2006-10-14 14:20:49

Italien: Prodi, "Kirche darf keine Angst haben"


RealAudioMP3 Italiens Premierminister Romano Prodi war gestern beim Papst. Es war der erste Vatikanbesuch des Regierungschefs aus dem Mitte-Links-Bündnis. Der Vatikan sprach anschließend von herzlicher Atmosphäre. Romano Prodi sagte gegenüber Radio Vatikan:


"Aus menschlicher Sicht war es ganz einfach, viel direkter und unmittelbarer als ich es mir hätte vorstellen können. Gespräche mit dem Papst sind immer in gewisser Weise feierlich, er hat dagegen sofort mit einem Erfahrungsaustausch begonnen. Wir haben mit den außenpolitischen Problemen begonnen, dem Libanon, die großen Dramen, das Leid, Palästina, die Rolle der Europäischen Union. Aber alles war spontan, es gab wirklich keine Tagesordnung. Das hat mich überrascht. Auf seinen eigenen Wunsch hin gab es keine offizielle Ansprache."

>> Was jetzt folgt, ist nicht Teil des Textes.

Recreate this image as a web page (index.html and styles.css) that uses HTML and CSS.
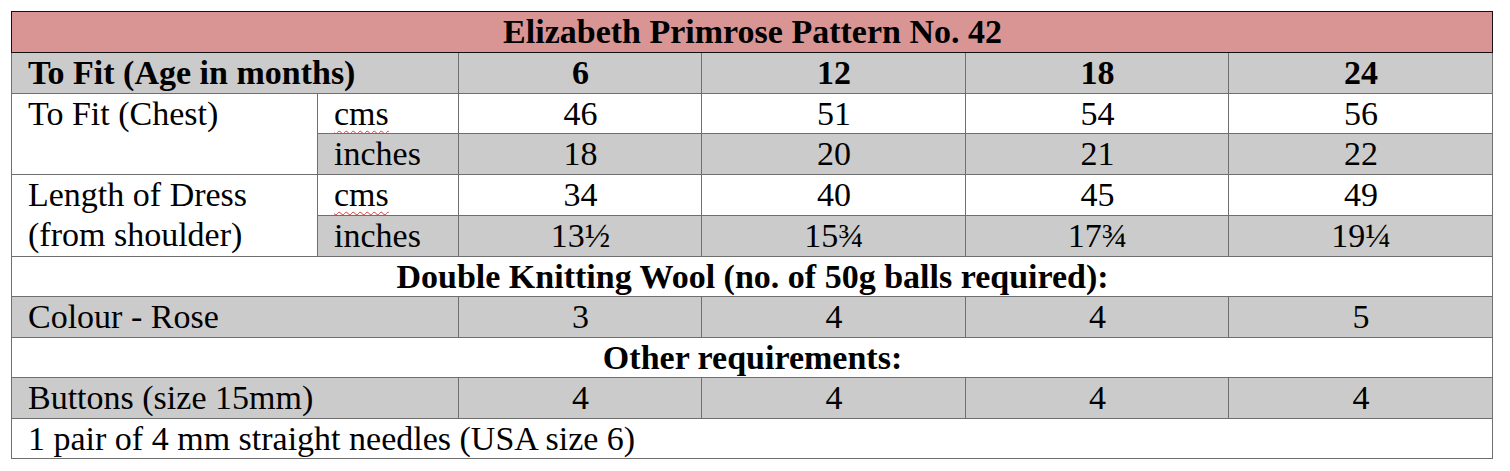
FILE: index.html
```html
<!DOCTYPE html>
<html lang="en">
<head>
<meta charset="utf-8">
<title>Elizabeth Primrose Pattern No. 42</title>
<link rel="stylesheet" href="styles.css">
</head>
<body>
<table class="pattern">
  <colgroup>
    <col class="c-label">
    <col class="c-unit">
    <col class="c-first">
    <col class="c-size">
    <col class="c-size2">
    <col class="c-size">
  </colgroup>
  <tr>
    <th class="title" colspan="6">Elizabeth Primrose Pattern No. 42</th>
  </tr>
  <tr class="grey">
    <th class="left" colspan="2">To Fit (Age in months)</th>
    <th>6</th><th>12</th><th>18</th><th>24</th>
  </tr>
  <tr>
    <td class="left label" rowspan="2">To Fit (Chest)</td>
    <td class="left"><span class="spell">cms</span></td>
    <td>46</td><td>51</td><td>54</td><td>56</td>
  </tr>
  <tr class="grey">
    <td class="left">inches</td>
    <td>18</td><td>20</td><td>21</td><td>22</td>
  </tr>
  <tr>
    <td class="left label two" rowspan="2">Length of Dress<br>(from shoulder)</td>
    <td class="left"><span class="spell">cms</span></td>
    <td>34</td><td>40</td><td>45</td><td>49</td>
  </tr>
  <tr class="grey">
    <td class="left">inches</td>
    <td>13½</td><td>15¾</td><td>17¾</td><td>19¼</td>
  </tr>
  <tr>
    <th colspan="6">Double Knitting Wool (no. of 50g balls required):</th>
  </tr>
  <tr class="grey">
    <td class="left" colspan="2">Colour - Rose</td>
    <td>3</td><td>4</td><td>4</td><td>5</td>
  </tr>
  <tr>
    <th colspan="6">Other requirements:</th>
  </tr>
  <tr class="grey">
    <td class="left" colspan="2">Buttons (size 15mm)</td>
    <td>4</td><td>4</td><td>4</td><td>4</td>
  </tr>
  <tr>
    <td class="left" colspan="6">1 pair of 4 mm straight needles (USA size 6)</td>
  </tr>
</table>
</body>
</html>
```

FILE: styles.css
```css
html, body {
  margin: 0;
  padding: 0;
  background: #ffffff;
}

body {
  padding: 11px 0 0 11px;
  font-family: "Liberation Serif", "Tinos", "Times New Roman", serif;
  color: #000;
}

.pattern {
  border-collapse: collapse;
  table-layout: fixed;
  width: 1482px;
  font-size: 34px;
}

.c-label { width: 306px; }
.c-unit { width: 141px; }
.c-first { width: 243px; }
.c-size { width: 264px; }
.c-size2 { width: 263px; }

.pattern td,
.pattern th {
  border: 1px solid #6f6f6f;
  padding: 1px 15px 0 16px;
  line-height: 38.5px;
  height: 38.5px;
  text-align: center;
  vertical-align: top;
  white-space: nowrap;
  overflow: hidden;
}

.pattern th {
  font-weight: bold;
}

.pattern .left {
  text-align: left;
}

.pattern .title {
  background: #d99594;
  border: 1px solid #111;
  height: 39px;
  padding-top: 1px;
}

.pattern tr.grey td,
.pattern tr.grey th {
  background: #cbcbcb;
}

.pattern td.label {
  background: #ffffff;
}

.pattern td.two {
  line-height: 40.5px;
  padding-top: 0;
}

.spell {
  text-decoration: underline wavy #d23b3b;
  text-decoration-thickness: 1px;
  text-underline-offset: 5px;
}
```
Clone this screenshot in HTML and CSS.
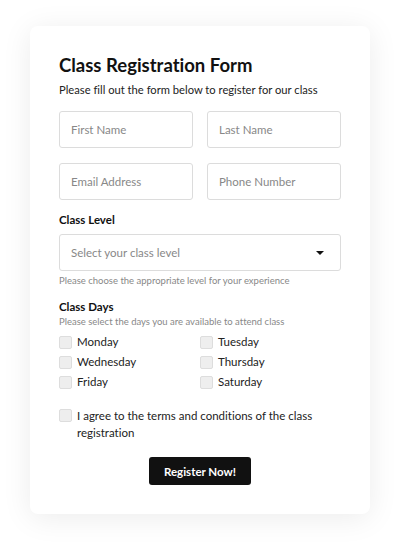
FILE: index.html
```html
<!DOCTYPE html>
<html>
<head>
<meta charset="utf-8">
<link rel="stylesheet" href="styles.css">
</head>
<body>
<div class="page">
  <form class="card">
    <h1 class="title">Class Registration Form</h1>
    <p class="subtitle">Please fill out the form below to register for our class</p>
    <div class="row first">
      <div class="input">First Name</div>
      <div class="input">Last Name</div>
    </div>
    <div class="row">
      <div class="input">Email Address</div>
      <div class="input">Phone Number</div>
    </div>
    <div class="label">Class Level</div>
    <div class="select">
      <span>Select your class level</span>
      <span class="caret"></span>
    </div>
    <div class="help">Please choose the appropriate level for your experience</div>
    <div class="label days-label">Class Days</div>
    <div class="help days-help">Please select the days you are available to attend class</div>
    <div class="days">
      <div class="check"><span class="box"></span><span>Monday</span></div>
      <div class="check"><span class="box"></span><span>Tuesday</span></div>
      <div class="check"><span class="box"></span><span>Wednesday</span></div>
      <div class="check"><span class="box"></span><span>Thursday</span></div>
      <div class="check"><span class="box"></span><span>Friday</span></div>
      <div class="check"><span class="box"></span><span>Saturday</span></div>
    </div>
    <div class="agree"><span class="box"></span><span class="agree-text">I agree to the terms and conditions of the class registration</span></div>
    <div class="actions"><div class="button">Register Now!</div></div>
  </form>
</div>
</body>
</html>
```
FILE: styles.css
```css
* { box-sizing: border-box; }
html, body { margin: 0; padding: 0; background: #ffffff; }
body { font-family: Lato, "Open Sans", sans-serif; color: #111; font-variant-ligatures: none; }
.page { padding: 26px 30px 34px 30px; }
.card {
  width: 340px;
  background: #fff;
  border-radius: 8px;
  box-shadow: 0 4px 30px rgba(0,0,0,0.08);
  padding: 27px 29px 29px 29px;
  display: block;
}
.title { margin: 0; font-size: 18.5px; font-weight: 700; line-height: 24px; color: #111; }
.subtitle { margin: 5px 0 0 0; font-size: 11.2px; line-height: 16px; color: #222; }
.row { display: grid; grid-template-columns: 1fr 1fr; gap: 14px; margin-top: 15px; }
.row.first { margin-top: 13px; }
.input, .select {
  height: 37px;
  border: 1px solid #dcdcdc;
  border-radius: 3px;
  font-size: 11.5px;
  color: #888;
  padding: 0 11px;
  display: flex;
  align-items: center;
}
.label { font-size: 11.5px; font-weight: 700; margin-top: 12px; line-height: 16px; }
.select { margin-top: 6px; justify-content: space-between; }
.caret { width: 0; height: 0; border-left: 4px solid transparent; border-right: 4px solid transparent; border-top: 4px solid #111; margin-right: 5px; }
.help { font-size: 9.5px; color: #888; margin-top: 3px; line-height: 14px; }
.days-label { margin-top: 11px; }
.days-help { margin-top: 0; }
.days { display: grid; grid-template-columns: 1fr 1fr; row-gap: 6px; margin-top: 6px; }
.check { display: flex; align-items: center; gap: 5px; font-size: 11.5px; color: #222; line-height: 14px; }
.box { width: 13px; height: 13px; border: 1px solid #ddd; background: #eee; border-radius: 2px; flex: none; }
.agree { display: flex; gap: 5px; align-items: flex-start; margin-top: 18px; font-size: 11.5px; color: #222; line-height: 17px; }
.agree .box { margin-top: 2px; }
.actions { display: flex; justify-content: center; margin-top: 16px; }
.button { background: #111; color: #fff; font-weight: 700; font-size: 11.5px; height: 28px; width: 102px; border-radius: 3px; display: flex; align-items: center; justify-content: center; }
```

Neue italienische Regierung, neuer Papst, neuer Kardinalstaatssekretär. Wie ist die Zusammenarbeit bei dem so wichtigen Staat-im-Staat-Verhältnis?


"Die gute Neuigkeit ist, dass es keine Probleme gibt. Für gewöhnlich hatten diese Treffen in der Vergangenheit eher einen dramatischen Aspekt, waren angespannt, hatten einen Beigeschmack. Dieses Mal ging es um ein vertiefendes Gespräch, ohne dass offene Fragen auf dem Tisch lagen. Es gibt keine Streitigkeiten."


Die katholische Kirche war in jüngster Vergangenheit in der italienischen Öffentlichkeit in die Kritik geraten. Bei der Diskussion um Genforschung, Homo-Ehe und Euthanasie sprachen sich aus führende Politiker gegen die Vormachtstellung des Katholizismus auf dem Stiefel aus. Der praktizierende Katholik Prodi ist vorsichtiger:


"Wenn die Fragen von Leben und Tod, von Moral und der Herkunft des Menschen nach Schema F diskutiert werden, kommt man nie zu einer ernsthaften Lösung. Wenn es dagegen eine wirklich profunden Debatte im Parlament und in der Gesellschaft gibt, hängt die Lösung, die dann gefunden wird mit den großen Prinzipien zusammen, die auch die Kirche vertritt. Der Beschluss berücksichtigt den Menschen und seine Wurzeln, die grundlegenden Tatsachen, die unsere Existenz ausmachen."


Als die Italienische Bischofskonferenz im vergangenen Jahr zum Boykott des Referendums zur künstlichen Befruchtung aufrief, entgegnete Prodi seinem einstigen Traupfarrer Kardinal Camillo Ruini: „Ich bin ein erwachsener Katholik.“ Auch zu Fraktionsdisziplin in ethischen Fragen sagt Prodi ein deutliches Nein. Gewissensfreiheit ist hier seine politische Maxime.


"Natürlich bedeutet das auch, dass man die Werte hoch achten muss. Man muss fähig sein, die Werte zu vertiefen, andernfalls kommt es zu einer rein freien oberflächlichen Diskussion. Aber wehe dem, der diese Debatten nur im Interesse von kurzfristigen Entscheidungen führt. Das kann nur schlecht ausgehen."


Für Prodi besteht kein Zweifel, dass Katholiken sich ins öffentliche Leben einmischen sollen. Das Land steht vor Veränderungen und Herausforderungen, vor allem in Sachen Einwanderung.


"Was ich mir erwarte, ist wirklich ein erneutes Erstarken der Rolle der Laien, das heißt ihre Teilnahme am zivilen und religiösen Leben des Landes und zwar auf eine sehr starke und sehr offene Art und Weise. Die katholische Welt darf keine Angst vor der Gesellschaft haben. Aktive Mitwirkung der katholischen Laien ist Übernahme von Verantwortung und meiner Meinung nach immer eine Frage von Reife."